Improved electrochemical performance of LiNi0.5Co0.2Mn0.3O2 cathode material by double-layer coating with graphene oxide and V2O5 for lithium-ion batteries

Abstract

LiNi0.5Co0.2Mn0.3O2 cathode material synthesized by a sol-gel method was surface-modified by double-layer coating. The results of X-ray diffraction (XRD) confirm that the intrinsic structure was no change after surface modification. A double-layer structure consisting of an inner V2O5 (VO) layer and an outer conductive graphene oxide (GO) layer was coated on the surface of active material, as confirmed by transmission electron microscopy (TEM).

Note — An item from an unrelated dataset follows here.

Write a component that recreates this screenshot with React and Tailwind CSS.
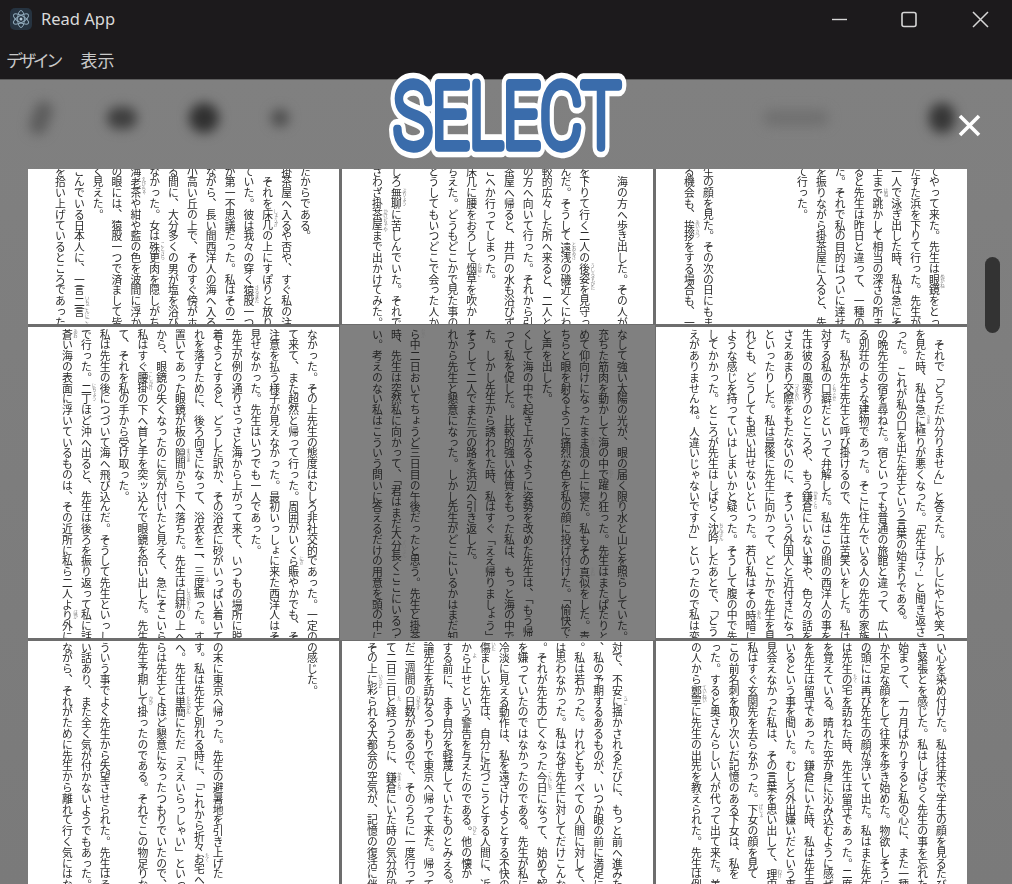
import { Fragment } from "react";

const SANS = "font-['Noto_Sans','Noto_Sans_CJK_JP',sans-serif]";

// ページの各コマ。行は右から左へ流れる。「漢字|かな|」はルビ
const panels = [
  {
    pad: "pr-[25.6px]",
    lift: "-mt-[3px]",
    lines: [
      "たからである。",
      "掛茶屋へ入るや否や、すぐ私の注",
      "　それを床几|しょうぎ|の上にすぽりと放り",
      "ていた。彼は我々の穿く猿股|さるまた|一つ見",
      "が第一不思議だった。私はその二",
      "ながら、長い間西洋人の海へ入る",
      "小高い丘の上で、そのすぐ傍がホ",
      "る間に、大分多くの男が塩を浴び",
      "なかった。女は殊更|ことさら|肉を隠しがち",
      "海老茶|えびちゃ|や紺や藍の色を波間に浮か",
      "の眼には、猿股一つで済まして皆",
      "く見えた。",
      "ごんでいる日本人に、一言二言|いちごんにごん|",
      "を拾い上げているところであった",
    ],
  },
  {
    pad: "pr-[22.6px]",
    lift: "-mt-[3px]",
    lines: [
      "　海の方へ歩き出した。その人がし",
      "　",
      "を下りて行く二人の後姿|うしろすがた|を見守っていた",
      "んだ。そうして遠浅|とおあさ|の磯近くにわた",
      "較的広々した所へ来ると、二人とも",
      "の方へ向いて行った。それから引く",
      "茶屋へ帰ると、井戸の水も浴びずに",
      "こへか行ってしまった。",
      "床几に腰をおろして烟草|たばこ|を吹かしてい",
      "ちえた。どうもどこかで見た事のあ",
      "どうしてもいつどこで会った人か",
      "　",
      "しろ無聊|ぶりょう|に苦しんでいた。それで翌",
      "さわざ掛茶屋|かけぢゃや|まで出かけてみた。",
    ],
  },
  {
    pad: "pr-[24.6px]",
    lift: "-mt-[3px]",
    lines: [
      "てやって来た。先生は眼鏡|めがね|をとっ",
      "たすた浜を下りて行った。先生がまた",
      "一人で泳ぎ出した時、私は急にそっ",
      "上まで跳|はね|かして相当の深さの所まで",
      "ると先生は昨日と違って、一種の",
      "た。それで私の目的はついに達せ",
      "を振りながら掛茶屋に入ると、先",
      "て行った。",
      "　",
      "　",
      "　",
      "　",
      "生の顔を見た。その次の日にもま",
      "る機会も、挨拶|あいさつ|をする場合も、一",
    ],
  },
  {
    pad: "pr-[18.6px]",
    lift: "mt-[2px]",
    lines: [
      "なかった。その上先生の態度はむしろ非社交的であった。一定の習",
      "て来て、また超然と帰って行った。周囲がいくら賑|にぎ|やかでも、そ",
      "注意を払う様子が見えなかった。最初いっしょに来た西洋人はそ",
      "見せなかった。先生はいつでも一人であった。",
      "先生が例の通りさっさと海から上がって来て、いつもの場所に脱",
      "着ようとすると、どうした訳か、その浴衣に砂がいっぱい着いていた",
      "れを落すために、後ろ向きになって、浴衣を二、三度振|ふ|った。する",
      "置いてあった眼鏡が板の隙間|すきま|から下へ落ちた。先生は白絣|しろがすり|の上へ",
      "から、眼鏡の失くなったのに気が付いたと見えて、急にそこいらを",
      "私はすぐ腰掛|こしかけ|の下へ首と手を突ッ込んで眼鏡を拾い出した。先生",
      "て、それを私の手から受け取った。",
      "私は先生の後につづいて海へ飛び込んだ。そうして先生といっしょ",
      "で行った。二丁|にちょう|ほど沖へ出ると、先生は後ろを振り返って私に話し",
      "蒼|あお|い海の表面に浮いているものは、その近所に私ら二人より外|ほか|にな",
    ],
  },
  {
    pad: "pr-[22.6px]",
    lift: "mt-[2px]",
    selected: true,
    lines: [
      "なして強い太陽の光が、眼の届く限り水と山とを照らしていた。私",
      "充ちた筋肉を動かして海の中で躍|おど|り狂った。先生はまたぱたりと、",
      "めて仰向けになったまま浪|なみ|の上に寝た。私もその真似|まね|をした。青",
      "ちらと眼を射るように痛烈な色を私の顔に投げ付けた。「愉快です",
      "と声を出した。",
      "くして海の中で起き上がるように姿勢を改めた先生は、「もう帰",
      "って私を促した。比較的強い体質をもった私は、もっと海の中で",
      "た。しかし先生から誘われた時、私はすぐ「ええ帰りましょう」",
      "そうして二人でまた元の路|みち|を浜辺へ引き返した。",
      "れから先生と懇意になった。しかし先生がどこにいるかはまだ知",
      "　",
      "ら中|なか|二日おいてちょうど三日目の午後だったと思う。先生と掛茶",
      "時、先生は突然私に向かって、「君はまだ大分長|ずいぶん|くここにいるつも",
      "い。考えのない私はこういう問いに答えるだけの用意を頭の中に蓄",
    ],
  },
  {
    pad: "pr-[19.6px]",
    lift: "mt-[2px]",
    lines: [
      "　それで「どうだか分りません」と答えた。しかしにやにや笑って",
      "を見た時、私は急に極|きま|りが悪くなった。「先生は？」と聞き返さ",
      "った。　これが私の口を出た先生という言葉の始まりである。",
      "の晩先生の宿を尋ねた。宿といっても普通の旅館と違って、広い",
      "る別荘のような建物であった。そこに住んでいる人の先生の家族",
      "た。私が先生先生と呼び掛けるので、先生は苦笑いをした。私は先",
      "対する私の口癖|くちぐせ|だといって弁解した。私はこの間の西洋人の事を",
      "生は彼の風変りのところや、もう鎌倉|かまくら|にいない事や、色々の話を",
      "さえあまり交際|つきあい|をもたないのに、そういう外国人と近付きになっ",
      "といったりした。私は最後に先生に向かって、どこかで先生を見",
      "れども、どうしても思い出せないといった。若い私はその時暗|あん|に",
      "ような感じを持っていはしまいかと疑った。そうして腹の中で先",
      "してかかった。ところが先生はしばらく沈吟|ちんぎん|したあとで、「どう",
      "えがありませんね。人違いじゃないですか」といったので私は変",
    ],
  },
  {
    pad: "pr-[18.6px]",
    lift: "mt-[1px]",
    lines: [
      "の感じた。",
      "　",
      "　",
      "　",
      "　",
      "の末に東京へ帰った。先生の避暑地を引き上げた",
      "す。私は先生と別れる時に、「これから折々お宅|たく|へ伺",
      "へ。先生は単簡|たんかん|にただ「ええいらっしゃい」といっ",
      "らは先生とよほど懇意になったつもりでいたので、先",
      "先生予期して掛|かか|ったのである。それでこの物足りない",
      "　",
      "ういう事でよく先生から失望させられた。先生はそ",
      "い話あり、また全く気が付かないようでもあった。私は",
      "ながら、それがために先生から離れて行く気にはなれ",
    ],
  },
  {
    pad: "pr-[27.6px]",
    lift: "mt-[1px]",
    lines: [
      "対で、不安に揺|うご|かされるたびに、もっと前へ進みた",
      "、私の予期するあるものが、いつか眼の前に満足に",
      "。私は若かった。けれどもすべての人間に対して、",
      "は思わなかった。私はなぜ先生に対してだけこんな",
      "。それが先生の亡くなった今日|こんにち|になって、始めて解",
      "を嫌っていたのではなかったのである。先生が私に",
      "冷淡に見える動作は、私を遠ざけようとする不快の",
      "傷|いた|ましい先生は、自分に近づこうとする人間に、近",
      "から止|よ|せという警告を与えたのである。他|ひと|の懐か",
      "する前に、まず自分を軽蔑していたものとみえる。",
      "論先生を訪ねるつもりで東京へ帰って来た。帰って",
      "だ二週間の日数|ひかず|があるので、そのうちに一度行って",
      "て二日三日と経|た|つうちに、鎌倉|かまくら|にいた時の気分が段",
      "その上に彩|いろど|られる大都会の空気が、記憶の復活に伴",
    ],
  },
  {
    pad: "pr-[17.6px]",
    lift: "mt-[1px]",
    lines: [
      "い心を染め付けた。私は往来で学生の顔を見るたびに",
      "き緊張とを感じた。私はしばらく先生の事を忘れた。",
      "始まって、一カ月ばかりすると私の心に、また一種",
      "か不足な顔をして往来を歩き始めた。物欲しそうに",
      "の頭には再び先生の顔が浮いて出た。私はまた先生",
      "は先生の宅|たく|を訪ねた時、先生は留守であった。二度",
      "を覚えている。晴れた空が身に沁み込むように感ぜられ",
      "を先生は留守であった。鎌倉にいた時、私は先生自身",
      "いるという事を聞いた。むしろ外出嫌いだという事",
      "見会えなかった私は、その言葉を思い出して、理由|わけ|も",
      "私はすぐ玄関先を去らなかった。下女|げじょ|の顔を見て",
      "この前名刺を取り次いだ記憶のある下女は、私を",
      "った。すると奥さんらしい人が代って出て来た。美",
      "の人から鄭寧|ていねい|に先生の出先を教えられた。先生は例",
    ],
  },
];

function Line({ text }) {
  const parts = text.split(/([^|]{1,2}\|[^|]+\|)/).filter(Boolean);
  return (
    <div className="whitespace-pre">
      {parts.map((part, i) => {
        const m = part.match(/^(.+)\|(.+)\|$/);
        if (!m) return <Fragment key={i}>{part}</Fragment>;
        // ルビは行間に載せるだけで行送りを変えない
        return (
          <span key={i} className="relative">
            {m[1]}
            <span className="absolute left-[calc(100%-1.5px)] top-0 text-[4.5px] leading-none text-[#777]">{m[2]}</span>
          </span>
        );
      })}
    </div>
  );
}

function Panel({ panel }) {
  return (
    <div
      className={`[writing-mode:vertical-rl] overflow-hidden h-full w-[311px] text-[10.8px] leading-[18.85px] blur-[0.35px] ${panel.pad} ${
        panel.selected
          ? "bg-[#808080] text-[#222] outline-2 outline-[#808080]"
          : "bg-white text-[#2a2a2a]"
      }`}
    >
      <div className={panel.lift}>
        {panel.lines.map((line, i) => (
          <Line key={i} text={line} />
        ))}
      </div>
    </div>
  );
}

function AppIcon() {
  return (
    <svg width="24" height="24" viewBox="0 0 24 24" fill="none">
      <rect x="1" y="1" width="22" height="22" rx="5" fill="#263340" />
      <g stroke="#8fa9ba" strokeWidth="1">
        <ellipse cx="12" cy="12" rx="8.5" ry="3.4" transform="rotate(30 12 12)" />
        <ellipse cx="12" cy="12" rx="8.5" ry="3.4" transform="rotate(-30 12 12)" />
        <ellipse cx="12" cy="12" rx="8.5" ry="3.4" transform="rotate(90 12 12)" />
      </g>
      <circle cx="12" cy="12" r="1.5" fill="#b5cad8" />
    </svg>
  );
}

function TitleBar() {
  return (
    <div className="h-[38px] flex items-center text-[#d9d9d9]">
      <div className="ml-[9px] mr-[8px]">
        <AppIcon />
      </div>
      <span className="text-[16.5px]">Read App</span>
      <svg width="172" height="24" viewBox="0 0 172 24" fill="none" stroke="#d6d6d6" className="ml-auto mr-[8px]">
        <path d="M0 12.5h15" strokeWidth="1.4" />
        <rect x="70" y="5.5" width="14" height="14" rx="2" strokeWidth="1.6" />
        <path d="M141 5l15 15M156 5l-15 15" strokeWidth="1.5" />
      </svg>
    </div>
  );
}

function MenuBar() {
  return (
    <div className="h-[42px] flex items-center gap-[21px] pl-[6px] pt-[5px] text-[17px] text-[#c9c9c9] border-b border-[#5c5c5c]">
      <span className="tracking-[-3.6px]">デザイン</span>
      <span>表示</span>
    </div>
  );
}

// ダイアログの背後でぼけているツールバー
function BlurredToolbar() {
  return (
    <div className="h-[89px] flex items-center pb-[14px] pl-[32px] pr-[57px] blur-[6px]">
      <div className="w-[18px] h-[34px] rotate-[20deg] bg-[#5c5c5c] rounded-full" />
      <div className="ml-[57px] w-[30px] h-[22px] bg-[#3e3e3e] rounded-full" />
      <div className="ml-[52px] w-[30px] h-[30px] bg-[#303030] rounded-full" />
      <div className="ml-[52px] w-[18px] h-[18px] bg-[#4c4c4c] rounded-full" />
      <div className="ml-auto w-[66px] h-[16px] bg-[#707070] rounded-full" />
      <div className="ml-[100px] w-[26px] h-[30px] bg-[#363636] rounded-full" />
    </div>
  );
}

function SelectTitle() {
  const common = {
    x: 110,
    y: 69,
    textAnchor: "middle",
    textLength: 208,
    lengthAdjust: "spacingAndGlyphs",
    fontFamily: "Roboto, sans-serif",
    fontWeight: 100,
    fontSize: 82,
    strokeLinejoin: "round",
    strokeLinecap: "round",
  };
  return (
    <svg width="240" height="90" viewBox="0 0 220 82" className="absolute left-[387px] top-[71px]" style={{ overflow: "visible" }}>
      <text {...common} fill="#fff" stroke="#fff" strokeWidth="19">SELECT</text>
      <text {...common} fill="#3a6cab" stroke="#3a6cab" strokeWidth="8.5">SELECT</text>
    </svg>
  );
}

export default function App() {
  return (
    <div className={`relative w-[1012px] h-[884px] overflow-hidden bg-[#797979] ${SANS}`}>
      <div className="bg-[#1c1a1c]">
        <TitleBar />
        <MenuBar />
      </div>

      <div className="bg-[linear-gradient(#808080,#7a7a7a)]">
        <BlurredToolbar />
        <div className="ml-[28px] w-[939px] grid grid-cols-[311px_311px_311px] grid-rows-[155px_311px_243px] gap-[3px] bg-[#6d6d6d]">
          {panels.map((panel, i) => (
            <Panel key={i} panel={panel} />
          ))}
        </div>
      </div>

      <SelectTitle />

      {/* 閉じるボタン */}
      <svg width="23" height="23" viewBox="0 0 23 23" className="absolute left-[958px] top-[114px]" stroke="#fff" strokeWidth="3.6">
        <path d="M2 2l19 19M21 2L2 21" />
      </svg>

      {/* スクロールバー */}
      <div className="absolute left-[985px] top-[257px] w-[15px] h-[76px] rounded-full bg-[#333]" />
    </div>
  );
}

The results of field emission scanning electron microscope (FE-SEM) equipped with an energy dispersive spectroscope (EDS) show that both graphene oxide and V2O5 uniformly covered LiNi0.5Co0.2Mn0.3O2 cathode material. The double-layer-coated LiNi0.5Co0.2Mn0.3O2 cathode material shows improved electrochemical performance with a capacity retention of 74.2% after 50 cycles in a range of 2.5–4.5V at 55°C, compared with only 67.8% capacity retention for the pristine material. In addition, the double-layer-coated LiNi0.5Co0.2Mn0.3O2 releases 116.6mAhg−1 under a high current rate, while the pristine material only remains at 105.7mAhg−1. The results can be ascribed to the double coating layer not only avoids the side reaction between electrolyte and active material but also promotes Li+ and electronic conductivity. Differential capacity (dQ/dV) and electrochemical impedance spectroscopy (EIS) measurements reveal that the double coating layer effectively suppresses the increase of the electrode polarization during cycling.